今浪は選手から「ナミさん」と呼ばれている。これは監督と呼ばせると選手が委縮して、コミュニケーションに弊害が生じると考えた今浪の発案で、選手に決めてもらったという。現役時代の経験に加え、メンタルコーチとして学んだ知識や理論が指導理念に裏打ちされている。そのお陰もあって練習中は今浪、コーチ、選手が笑顔で声を掛け合う姿が目立つ。
「アマチュア特有の理不尽な上下関係に悩まされた部員も少なくない。ピリピリしたほうが効果的な時がありますが、楽しみながらやった方が上達すると考えています。ミーティングも10分以内に終わります。試合中のミスもチームで共有するだけで全員の前で指摘しません。本人が一番責任を一番感じていますから。個別で注意した方が効果的です」(今浪)
監督を引き受けた今浪だったが、実は軟式野球の経験がなく、最初は戸惑った。軟式球は叩きつければ大きく弾むため、相手チームの3塁走者がエンドランのサインで走ってくる。初めて仕掛けられた際は、「何が起きたんだ」と面食らったという。今浪が振り返る。
「最初は野球に対して身体もストレスを感じたのでしょう。よく蕁麻疹が出ていたのですが、今は出なくなった。部員が10人しかいないので、ケガ人が出たときは僕が出場したり。色々楽しくやっています」
創部1年目の今年はコロナ禍で公式戦が軒並み中止となったが、3月に開催された台東区春季大会を勝ち抜いて、東京都軟式野球連盟秋季大会でベスト4に進出。「全国大会も十分に戦える」と手応えをつかんだ。選手もその思いは共有している。

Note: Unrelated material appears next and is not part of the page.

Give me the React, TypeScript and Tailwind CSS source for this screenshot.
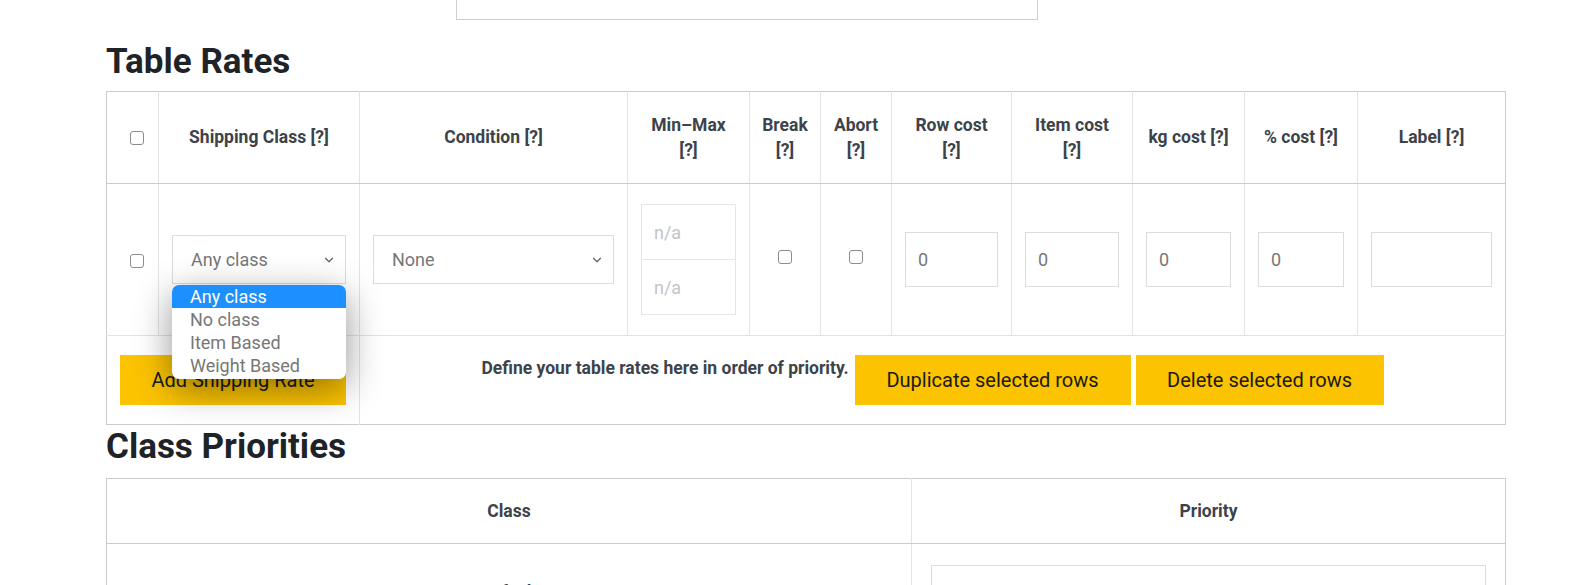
import { ChevronDown } from 'lucide-react';

const FONT = { fontFamily: 'Roboto, "Liberation Sans", sans-serif' };

const rateCols = [52, 201, 268, 122, 71, 71, 120, 121, 112, 113, 148];

const headers: { label: string[] }[] = [
    { label: ['Shipping Class [?]'] },
    { label: ['Condition [?]'] },
    { label: ['Min–Max', '[?]'] },
    { label: ['Break', '[?]'] },
    { label: ['Abort', '[?]'] },
    { label: ['Row cost', '[?]'] },
    { label: ['Item cost', '[?]'] },
    { label: ['kg cost [?]'] },
    { label: ['% cost [?]'] },
    { label: ['Label [?]'] },
];

const classOptions = ['Any class', 'No class', 'Item Based', 'Weight Based'];

function Check() {
    return (
        <input
            type="checkbox"
            className="appearance-none w-[14px] h-[14px] border border-[#8c8c8c] rounded-[3px] bg-white"
        />
    );
}

function CostInput({ value }: { value?: string }) {
    return (
        <input
            type="text"
            defaultValue={value}
            className="w-full h-[55px] border border-[#dcdcdc] px-3 text-[18px] text-[#777] bg-white outline-none"
        />
    );
}

function FakeSelect({ value }: { value: string }) {
    return (
        <div className="relative h-[49px] w-full border border-[#dcdcdc] bg-white flex items-center justify-between pl-[18px] pr-[9px]">
            <span className="text-[18px] text-[#777]">{value}</span>
            <ChevronDown size={14} strokeWidth={2.2} className="text-[#666]" />
        </div>
    );
}

export default function App() {
    return (
        <div className="min-h-screen bg-white" style={FONT}>
            <div className="ml-[106px] w-[1399px]">
                {/* bottom of the field above */}
                <div className="ml-[350px] w-[582px] h-[20px] border border-t-0 border-[#cfcfcf]" />

                <h2 className="mt-[23px] mb-[10px] text-[35px] leading-[38px] font-bold text-[#1d2327]">Table Rates</h2>

                <table className="w-full table-fixed border-collapse border border-[#cbcbcb]">
                    <colgroup>
                        {rateCols.map((w, i) => (
                            <col key={i} style={{ width: w }} />
                        ))}
                    </colgroup>
                    <thead>
                        <tr className="h-[92px]">
                            <th className="border-b border-[#cbcbcb]">
                                <div className="flex justify-center pl-[8px]">
                                    <Check />
                                </div>
                            </th>
                            {headers.map((h, i) => (
                                <th
                                    key={i}
                                    className="border-b border-l border-b-[#cbcbcb] border-l-[#e3e3e3] text-center text-[17.5px] leading-[25px] font-bold text-[#3c434a]"
                                >
                                    {h.label.map((line) => (
                                        <div key={line}>{line}</div>
                                    ))}
                                </th>
                            ))}
                        </tr>
                    </thead>
                    <tbody>
                        <tr className="h-[152px]">
                            <td className="border-b border-[#e3e3e3]">
                                <div className="flex justify-center pl-[8px] pt-[2px]">
                                    <Check />
                                </div>
                            </td>
                            <td className="border-b border-l border-[#e3e3e3] px-[13px]">
                                <div className="relative">
                                    <FakeSelect value="Any class" />
                                    <div className="absolute left-0 top-[50px] w-[174px] z-10 bg-white rounded-[7px] overflow-hidden shadow-[0_10px_36px_rgba(0,0,0,0.42)] pb-[2px]">
                                        {classOptions.map((opt, i) => (
                                            <div
                                                key={opt}
                                                className={
                                                    i === 0
                                                        ? 'h-[23px] leading-[23px] pl-[18px] text-[18px] bg-[#1e8fff] text-white'
                                                        : 'h-[23px] leading-[23px] pl-[18px] text-[18px] text-[#777]'
                                                }
                                            >
                                                {opt}
                                            </div>
                                        ))}
                                    </div>
                                </div>
                            </td>
                            <td className="border-b border-l border-[#e3e3e3] px-[13px]">
                                <FakeSelect value="None" />
                            </td>
                            <td className="border-b border-l border-[#e3e3e3] px-[13px]">
                                <div className="flex flex-col">
                                    <input
                                        placeholder="n/a"
                                        className="h-[56px] w-full border border-[#e6e6e6] px-3 text-[18px] placeholder:text-[#c4c4c4] outline-none"
                                    />
                                    <input
                                        placeholder="n/a"
                                        className="h-[55px] w-full border border-t-0 border-[#e6e6e6] px-3 text-[18px] placeholder:text-[#c4c4c4] outline-none"
                                    />
                                </div>
                            </td>
                            <td className="border-b border-l border-[#e3e3e3]">
                                <div className="flex justify-center pb-[5px]">
                                    <Check />
                                </div>
                            </td>
                            <td className="border-b border-l border-[#e3e3e3]">
                                <div className="flex justify-center pb-[5px]">
                                    <Check />
                                </div>
                            </td>
                            <td className="border-b border-l border-[#e3e3e3] px-[13px]">
                                <CostInput value="0" />
                            </td>
                            <td className="border-b border-l border-[#e3e3e3] px-[13px]">
                                <CostInput value="0" />
                            </td>
                            <td className="border-b border-l border-[#e3e3e3] px-[13px]">
                                <CostInput value="0" />
                            </td>
                            <td className="border-b border-l border-[#e3e3e3] px-[13px]">
                                <CostInput value="0" />
                            </td>
                            <td className="border-b border-l border-[#e3e3e3] px-[13px]">
                                <CostInput />
                            </td>
                        </tr>
                        <tr className="h-[89px]">
                            <td colSpan={2} className="px-[13px]">
                                <button className="w-[226px] h-[50px] bg-[#fbc300] text-[20px] text-[#1a1a1a]">
                                    Add Shipping Rate
                                </button>
                            </td>
                            <td colSpan={9} className="border-l border-[#e3e3e3]">
                                <div className="flex justify-center items-start">
                                    <span className="mt-[1px] text-[17.5px] leading-[24px] font-bold text-[#3c434a] mr-[6px]">
                                        Define your table rates here in order of priority.
                                    </span>
                                    <button className="w-[276px] h-[50px] bg-[#fbc300] text-[20px] text-[#1a1a1a] mr-[5px]">
                                        Duplicate selected rows
                                    </button>
                                    <button className="w-[248px] h-[50px] bg-[#fbc300] text-[20px] text-[#1a1a1a]">
                                        Delete selected rows
                                    </button>
                                </div>
                            </td>
                        </tr>
                    </tbody>
                </table>

                <h2 className="mt-[3px] mb-[12px] text-[35px] leading-[38px] font-bold text-[#1d2327]">Class Priorities</h2>

                <table className="w-full table-fixed border-collapse border border-[#cbcbcb]">
                    <colgroup>
                        <col style={{ width: 805 }} />
                        <col style={{ width: 594 }} />
                    </colgroup>
                    <thead>
                        <tr className="h-[65px]">
                            <th className="border-b border-[#cbcbcb] text-center text-[17.5px] font-bold text-[#3c434a]">Class</th>
                            <th className="border-b border-l border-b-[#cbcbcb] border-l-[#e3e3e3] text-center text-[17.5px] font-bold text-[#3c434a]">
                                Priority
                            </th>
                        </tr>
                    </thead>
                    <tbody>
                        <tr>
                            <td className="text-center text-[17.5px] font-bold text-[#3c434a]">Default</td>
                            <td className="border-l border-[#e3e3e3] px-[19px] py-[21px]">
                                <input className="w-full h-[55px] border border-[#dcdcdc] px-3 text-[18px] outline-none" />
                            </td>
                        </tr>
                    </tbody>
                </table>
            </div>
        </div>
    );
}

投打の中心として期待される城島は「野球から離れようとしたとき、こうして拾ってもらった。今浪さんに感謝の思いしかないです。アドバイスも的確でまだまだ野球がうまくなっている実感がある。軟式野球で日本一になって今浪さんを胴上げしたい」と新たな目標に向けて目を輝かせる。リードオフマンの近澤も「今浪さんや会社のおかげで野球を続ける環境を頂いて今は幸せです。仕事で貢献することは当然ですが野球でも日本一になりたい」と誓う。